The good news is that we have already taken the first step towards digital mandis. Karnataka became the first state in the country to facilitate online trading of agricommodities. Online trading had been introduced in more than 150 main markets and 350 sub-markets across the state.

Under this system, a farmer posts the details of his produce and its quality (which is certified by an accredited agency) online through registered traders and commission agents. Licensed buyers from across the country then bid for the produce. The buyer then transfers the money online to the farmer through the trader/ commission agent.

Taking a cue from this model, the Centre has recently announced its ambitious plans to integrate 585 regulated wholesale markets, or mandis, across the country under an online platform. This system would reduce the number of middlemen and give a farmer access to markets across the country. This would also ensure that farmers get the right price for his produce.

Public-private partnership

As in other infrastructure sectors, the government must promote public-private partnership (PPP) for meaningful growth. Agriculture is too important a sector for the government to leave it at the mercy of private sector. A collaborative effort would indeed be helpful in modernising agriculture sector.

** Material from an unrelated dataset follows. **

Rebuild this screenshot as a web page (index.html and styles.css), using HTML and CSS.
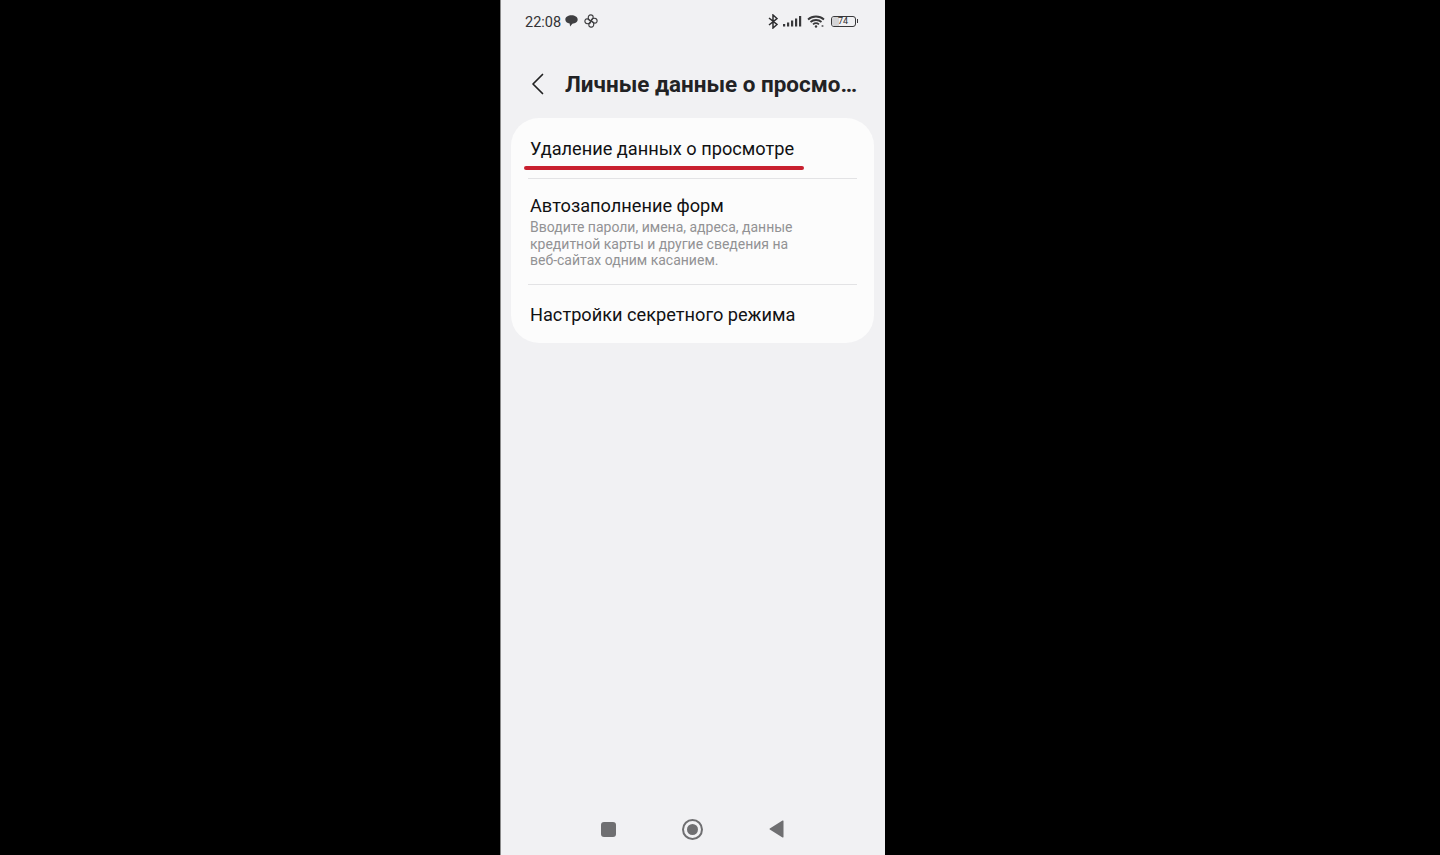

Although private participation is important in this space, given the private sectors proved efficiency, the government must continue to support the farmers through easier loans, insurance schemes and at times through “populist” measures such as minimum support price to insulate a farmer from drastic fall in prices.

I have not yet taken uttered the word “subsidy”, which is considered an unpopular thing in a market economy, but let us accept that globally, most countries support their farmers through one subsidy or another.

In the end, we have to think of ways to reduce the number of people dependent on agriculture. The best way to do it is to kickstart the other engines of the economy — construction industry (where most farm labourers can easily fit in) and manufacturing.